— Start of RAW DATA —

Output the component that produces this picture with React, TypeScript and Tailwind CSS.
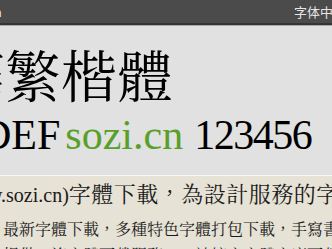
export default function App() {
  const serif = { fontFamily: '"Liberation Serif", "Noto Serif CJK TC", "Noto Sans CJK TC", serif' };
  return (
    <div className="w-[332px] h-[249px] overflow-hidden flex flex-col bg-[#e1e1e1]">
      {/* top bar */}
      <div className="h-[25px] shrink-0 bg-[#4b4b4b] border-b-2 border-[#353535] flex items-center justify-between overflow-hidden whitespace-nowrap">
        <span className="-ml-[13px] text-[13px] text-white font-['Noto_Sans_CJK_SC',sans-serif]">cn</span>
        <span className="-mr-[14px] text-[13px] text-[#e6e6e6] font-['Noto_Sans_CJK_SC',sans-serif]">字体中国</span>
      </div>
      <div className="h-px shrink-0 bg-[#a9a9a9]" />

      {/* font preview */}
      <div className="h-[149px] shrink-0 bg-[#e1e1e1] overflow-hidden whitespace-nowrap">
        <div
          className="mt-[19px] -ml-[51px] text-[56px] leading-none text-black"
          style={{ fontFamily: '"AR PL UKai TW", "TW-Kai", "Noto Serif CJK TC", "Noto Sans CJK TC", serif' }}
        >
          華繁楷體
        </div>
        <div className="mt-[13px] -ml-[19px] text-[42px] leading-none text-black" style={serif}>
          <span>DEF</span>
          <span className="ml-[5px] text-[#58a02a]">sozi.cn</span>
          <span className="ml-[11px] tracking-[-1.5px]">123456</span>
        </div>
      </div>
      <div className="h-px shrink-0 bg-[#f7f7f7]" />

      {/* description */}
      <div className="flex-1 bg-[#e6e2d5] text-[#1a1a1a] overflow-hidden whitespace-nowrap" style={serif}>
        <div className="mt-[5px] -ml-[41px] text-[22px] tracking-[0.5px] leading-[28px]">
          <span className="text-[20px] tracking-normal">www.sozi.cn)</span>字體下載，為設計服務的字體網站
        </div>
        <div className="mt-[11px] ml-[3px] text-[16px] leading-[20px]">
          最新字體下載，多種特色字體打包下載，手寫書法字體
        </div>
        <div className="mt-[6px] ml-[3px] text-[16px] leading-[20px]">
          提供一流字體下載服務，一站搞定字體字庫下載
        </div>
      </div>
    </div>
  );
}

— End of RAW DATA —

STATED GOAL: Every line is to be duplicated exactly, though pictures stay out.

ANSWER FOR THIS EXERCISE:
Output the component that produces this picture with React, TypeScript and Tailwind CSS.
export default function App() {
  const serif = { fontFamily: '"Liberation Serif", "Noto Serif CJK TC", "Noto Sans CJK TC", serif' };
  return (
    <div className="w-[332px] h-[249px] overflow-hidden flex flex-col bg-[#e1e1e1]">
      {/* top bar */}
      <div className="h-[25px] shrink-0 bg-[#4b4b4b] border-b-2 border-[#353535] flex items-center justify-between overflow-hidden whitespace-nowrap">
        <span className="-ml-[13px] text-[13px] text-white font-['Noto_Sans_CJK_SC',sans-serif]">cn</span>
        <span className="-mr-[14px] text-[13px] text-[#e6e6e6] font-['Noto_Sans_CJK_SC',sans-serif]">字体中国</span>
      </div>
      <div className="h-px shrink-0 bg-[#a9a9a9]" />

      {/* font preview */}
      <div className="h-[149px] shrink-0 bg-[#e1e1e1] overflow-hidden whitespace-nowrap">
        <div
          className="mt-[19px] -ml-[51px] text-[56px] leading-none text-black"
          style={{ fontFamily: '"AR PL UKai TW", "TW-Kai", "Noto Serif CJK TC", "Noto Sans CJK TC", serif' }}
        >
          華繁楷體
        </div>
        <div className="mt-[13px] -ml-[19px] text-[42px] leading-none text-black" style={serif}>
          <span>DEF</span>
          <span className="ml-[5px] text-[#58a02a]">sozi.cn</span>
          <span className="ml-[11px] tracking-[-1.5px]">123456</span>
        </div>
      </div>
      <div className="h-px shrink-0 bg-[#f7f7f7]" />

      {/* description */}
      <div className="flex-1 bg-[#e6e2d5] text-[#1a1a1a] overflow-hidden whitespace-nowrap" style={serif}>
        <div className="mt-[5px] -ml-[41px] text-[22px] tracking-[0.5px] leading-[28px]">
          <span className="text-[20px] tracking-normal">www.sozi.cn)</span>字體下載，為設計服務的字體網站
        </div>
        <div className="mt-[11px] ml-[3px] text-[16px] leading-[20px]">
          最新字體下載，多種特色字體打包下載，手寫書法字體
        </div>
        <div className="mt-[6px] ml-[3px] text-[16px] leading-[20px]">
          提供一流字體下載服務，一站搞定字體字庫下載
        </div>
      </div>
    </div>
  );
}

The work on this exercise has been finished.